钟啓良那张扁圆的脸离她越来越近,钟离想要大叫,却怎麽都发不出声音来,她想要推开,手上却没有力气。
救命!!谁能救救我!
“钟离,醒醒,钟离……”
钟离满头大汗地醒了过来,看见陆青的手放在她额头,正满脸担忧地看着她。长长地吐出一口气,像是抓住救命稻草一样,她一把抓住陆青的手,贴在脸上。
“做噩梦了?”
“嗯。”
陆青坐下来,半抱着她,一只手轻轻拍着她的背,脸上还有宿醉未褪的疲倦,声音却出奇地温柔:“做了什麽梦?”
钟离咬紧牙关摇摇头,也不管对方能不能看见。
陆青轻轻哄着她:“别怕,都是梦。”闻到陆青身上熟悉的气味,她的心情慢慢平静下来。
都是梦,钟啓良已经死了,再也不能伤害她了。过去了,都过去了。
到了下午,钟离又昏昏沉沉发起高烧,虽然她声称反复发烧很正常,但还是被陆青生拉硬拽地带去了医院。
急诊门口的走廊上,人满为患,冬天感冒病毒高发,许多家长抱孩子来挂号,到处都是小朋友吱哇的哭声。
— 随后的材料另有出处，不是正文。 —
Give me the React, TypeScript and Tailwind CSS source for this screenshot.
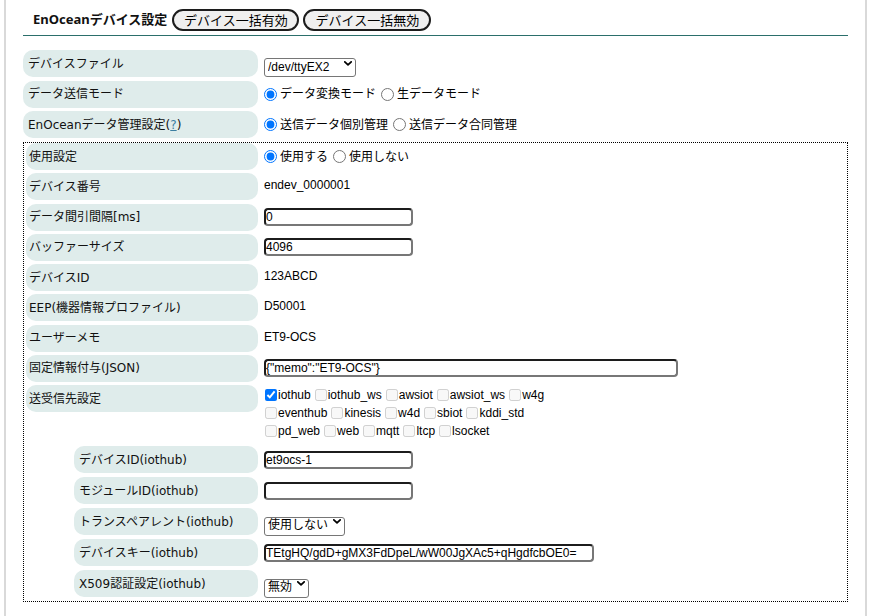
import { ReactNode } from "react";

const base = "font-['Liberation_Sans','Noto_Sans_CJK_JP',sans-serif]";
const jp = "font-['DejaVu_Sans','Noto_Sans_CJK_JP',sans-serif]";
const jpText = "font-['Noto_Sans','Noto_Sans_CJK_JP',sans-serif]";

function Label({ w, pl, children }: { w: string; pl: string; children: ReactNode }) {
    return (
        <div className={`${w} ${pl} h-[27px] shrink-0 rounded-[10px] bg-[#dfeceb] flex items-center text-[12px] text-[#111] ${jp}`}>
            {children}
        </div>
    );
}

function TextBox({ w, value }: { w: string; value: string }) {
    return (
        <input
            readOnly
            value={value}
            className={`${w} h-[18px] rounded-[4px] border-2 border-[#777] border-t-[#1c1c1c] border-l-[#1c1c1c] bg-white px-0 text-[12px] leading-none text-black outline-none ${base}`}
        />
    );
}

function Select({ w, value, cjk }: { w: string; value: string; cjk?: boolean }) {
    return (
        <div className={`relative ${w} h-[19px]`}>
            <select
                defaultValue={value}
                className={`h-full w-full appearance-none rounded-[3px] border border-[#767676] bg-white pl-[3px] pr-[12px] text-[12px] leading-[15px] text-black outline-none ${cjk ? "pt-0 pb-[3px]" : "py-0"} ${base}`}
            >
                <option value={value}>{value}</option>
            </select>
            <svg
                viewBox="0 0 10 6"
                className="pointer-events-none absolute right-[4px] top-[7px] h-[5px] w-[8px]"
            >
                <path d="M1 1 L5 4.8 L9 1" fill="none" stroke="#000" strokeWidth="2.2" strokeLinecap="round" strokeLinejoin="round" />
            </svg>
        </div>
    );
}

function Radios({ name, a, b }: { name: string; a: string; b: string }) {
    return (
        <div className={`flex items-center text-[12px] text-black ${jpText}`}>
            <input type="radio" name={name} defaultChecked className="m-0 mr-[3px] h-[13px] w-[13px]" />
            <span>{a}</span>
            <input type="radio" name={name} className="m-0 ml-[5px] mr-[3px] h-[13px] w-[13px]" />
            <span>{b}</span>
        </div>
    );
}

function Check({ label, on }: { label: string; on?: boolean }) {
    return (
        <span className="mr-[3px] inline-flex items-center">
            <input
                type="checkbox"
                defaultChecked={on}
                disabled={!on}
                className="m-0 ml-[1px] h-[12px] w-[12px]"
            />
            <span className="ml-[1px]">{label}</span>
        </span>
    );
}

function Value({ children }: { children: ReactNode }) {
    return <div className={`-mt-[3px] text-[12px] text-black ${base}`}>{children}</div>;
}

const lines = [
    ["iothub", "iothub_ws", "awsiot", "awsiot_ws", "w4g"],
    ["eventhub", "kinesis", "w4d", "sbiot", "kddi_std"],
    ["pd_web", "web", "mqtt", "ltcp", "lsocket"],
];

export default function App() {
    return (
        <div className={`h-[616px] w-[870px] overflow-hidden bg-white ${base}`}>
            <div className="ml-[4px] h-full w-[863px] border-x-2 border-[#d9d9d9] px-[17px] pt-[9px]">
                <div className="flex h-[22px] items-center pl-[10px]">
                    <span className={`text-[13px] font-bold text-[#111] ${jpText}`}>EnOceanデバイス設定</span>
                    <button className={`ml-[5px] h-[22px] w-[127px] rounded-full border-2 border-[#1c1c1c] bg-[#efefef] text-[13px] text-black ${jpText}`}>
                        デバイス一括有効
                    </button>
                    <button className={`ml-[4px] h-[22px] w-[128px] rounded-full border-2 border-[#1c1c1c] bg-[#efefef] text-[13px] text-black ${jpText}`}>
                        デバイス一括無効
                    </button>
                </div>
                <div className="mt-[4px] h-px w-full bg-[#2b6f6b]" />

                <div className="mt-[14px] flex flex-col gap-[3.5px]">
                    <div className="flex items-center gap-[6px]">
                        <Label w="w-[235px]" pl="pl-[5px]">デバイスファイル</Label>
                        <Select w="w-[92px]" value="/dev/ttyEX2" />
                    </div>
                    <div className="flex items-center gap-[6px]">
                        <Label w="w-[235px]" pl="pl-[5px]">データ送信モード</Label>
                        <Radios name="mode" a="データ変換モード" b="生データモード" />
                    </div>
                    <div className="flex items-center gap-[6px]">
                        <Label w="w-[235px]" pl="pl-[5px]">
                            EnOceanデータ管理設定(<span className="text-[#3b7ea1] underline">?</span>)
                        </Label>
                        <Radios name="manage" a="送信データ個別管理" b="送信データ合同管理" />
                    </div>
                </div>

                <div className="mt-[4px] flex w-full flex-col gap-[3.25px] border border-dotted border-black pb-[4px] pl-[2px]">
                    <div className="flex items-center gap-[6px]">
                        <Label w="w-[232px]" pl="pl-[3px]">使用設定</Label>
                        <Radios name="use" a="使用する" b="使用しない" />
                    </div>
                    <div className="flex items-center gap-[6px]">
                        <Label w="w-[232px]" pl="pl-[3px]">デバイス番号</Label>
                        <Value>endev_0000001</Value>
                    </div>
                    <div className="flex items-center gap-[6px]">
                        <Label w="w-[232px]" pl="pl-[3px]">データ間引間隔[ms]</Label>
                        <TextBox w="w-[149px]" value="0" />
                    </div>
                    <div className="flex items-center gap-[6px]">
                        <Label w="w-[232px]" pl="pl-[3px]">バッファーサイズ</Label>
                        <TextBox w="w-[149px]" value="4096" />
                    </div>
                    <div className="flex items-center gap-[6px]">
                        <Label w="w-[232px]" pl="pl-[3px]">デバイスID</Label>
                        <Value>123ABCD</Value>
                    </div>
                    <div className="flex items-center gap-[6px]">
                        <Label w="w-[232px]" pl="pl-[3px]">EEP(機器情報プロファイル)</Label>
                        <Value>D50001</Value>
                    </div>
                    <div className="flex items-center gap-[6px]">
                        <Label w="w-[232px]" pl="pl-[3px]">ユーザーメモ</Label>
                        <Value>ET9-OCS</Value>
                    </div>
                    <div className="flex items-center gap-[6px]">
                        <Label w="w-[232px]" pl="pl-[3px]">固定情報付与(JSON)</Label>
                        <TextBox w="w-[414px]" value={'{"memo":"ET9-OCS"}'} />
                    </div>
                    <div className="flex items-start gap-[6px]">
                        <Label w="w-[232px]" pl="pl-[3px]">送受信先設定</Label>
                        <div className="pt-[1px] text-[12px] leading-[18px] text-black">
                            {lines.map((line, i) => (
                                <div key={i} className="flex">
                                    {line.map((c) => (
                                        <Check key={c} label={c} on={c === "iothub"} />
                                    ))}
                                </div>
                            ))}
                        </div>
                    </div>

                    <div className="mt-[3px] flex flex-col gap-[4px] pl-[48px]">
                        <div className="flex items-center gap-[6px]">
                            <Label w="w-[184px]" pl="pl-[5px]">デバイスID(iothub)</Label>
                            <TextBox w="w-[149px]" value="et9ocs-1" />
                        </div>
                        <div className="flex items-center gap-[6px]">
                            <Label w="w-[184px]" pl="pl-[5px]">モジュールID(iothub)</Label>
                            <TextBox w="w-[149px]" value="" />
                        </div>
                        <div className="flex items-center gap-[6px]">
                            <Label w="w-[184px]" pl="pl-[5px]">トランスペアレント(iothub)</Label>
                            <Select w="w-[81px]" value="使用しない" cjk />
                        </div>
                        <div className="flex items-center gap-[6px]">
                            <Label w="w-[184px]" pl="pl-[5px]">デバイスキー(iothub)</Label>
                            <TextBox w="w-[330px]" value="TEtgHQ/gdD+gMX3FdDpeL/wW00JgXAc5+qHgdfcbOE0=" />
                        </div>
                        <div className="flex items-center gap-[6px]">
                            <Label w="w-[184px]" pl="pl-[5px]">X509認証設定(iothub)</Label>
                            <Select w="w-[45px]" value="無効" cjk />
                        </div>
                    </div>
                </div>
            </div>
        </div>
    );
}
走廊西北角有扇窗户坏了,关不严,西北风呼呼地灌进来,穿了羽绒服还是觉得冷,钟离冻得打了个哆嗦。
陆青见状,把她安顿在走廊长椅的角落上打吊瓶,把自己的羽绒服盖在她腿上,去便利店给她买暖贴。
原本因药物的注入,而昏昏沉沉的钟离,突然注意到一个身穿呢大衣的高挑身影,在一衆衣着臃肿的病人及家属中,显得格格不入。只见刘灵犀扶着个虚弱的短发女孩,手里提着一大袋红红绿绿的药,栗棕色大波浪随意披在肩上,在这兵荒马乱的急诊室,举手投足间却透露着一股从容与贵气。
陆青走过来,把暖贴递给她,顺着她的目光看去:“看什麽?”
钟离低下头,嗓子有些发紧,像是堵了块棉花。她吸吸鼻子,克制住想问陆青跟刘灵犀关系的冲动,小声说:“没什麽。”
一道惊喜的女声响起:“陆青,你也在这儿?”刚刚消失的刘灵犀突然出现,扶短发女生走了过来,看见钟离时,脚步顿了顿,迟疑地说:“这是?”
“我女朋友——钟离。”说完,陆青又向钟离介绍道:“这是刘灵犀,我们公司的金主。”
钟离擡头,笑着打招呼:“你好,我是钟离。”
刘灵犀微微一笑:“你好。”说完,便拉着短发女孩坐了下来,对方不情不愿地轻哼一声。
刘灵犀指了指自己脚上的恨天高,撒娇道:“陆青,你去给我接杯热水好不好?”
医院在二楼设有免费热水供应处,陆青起身去接水。钟离与刘灵犀无话可说,于是低头看着埋在手背上的针发呆,看着透明的白色液体汩汩流入青色血管。
刘灵犀放肆打量着眼前的女孩,语气不善地说:“你能不能离开陆青?”
钟离不可置信地擡头,看向她:“你说什麽?”刘灵犀身边的女孩可能也没想到她会这麽说,手机一个没拿住,掉到了地上。
刘灵犀弯腰捡起手机递给短发女孩,又转向钟离,趾高气昂地说:“我说你配不上他,能不能离开他?如果他跟我在一起,未来整个远洋集团都可以是他的。你呢,你能带给他什麽?”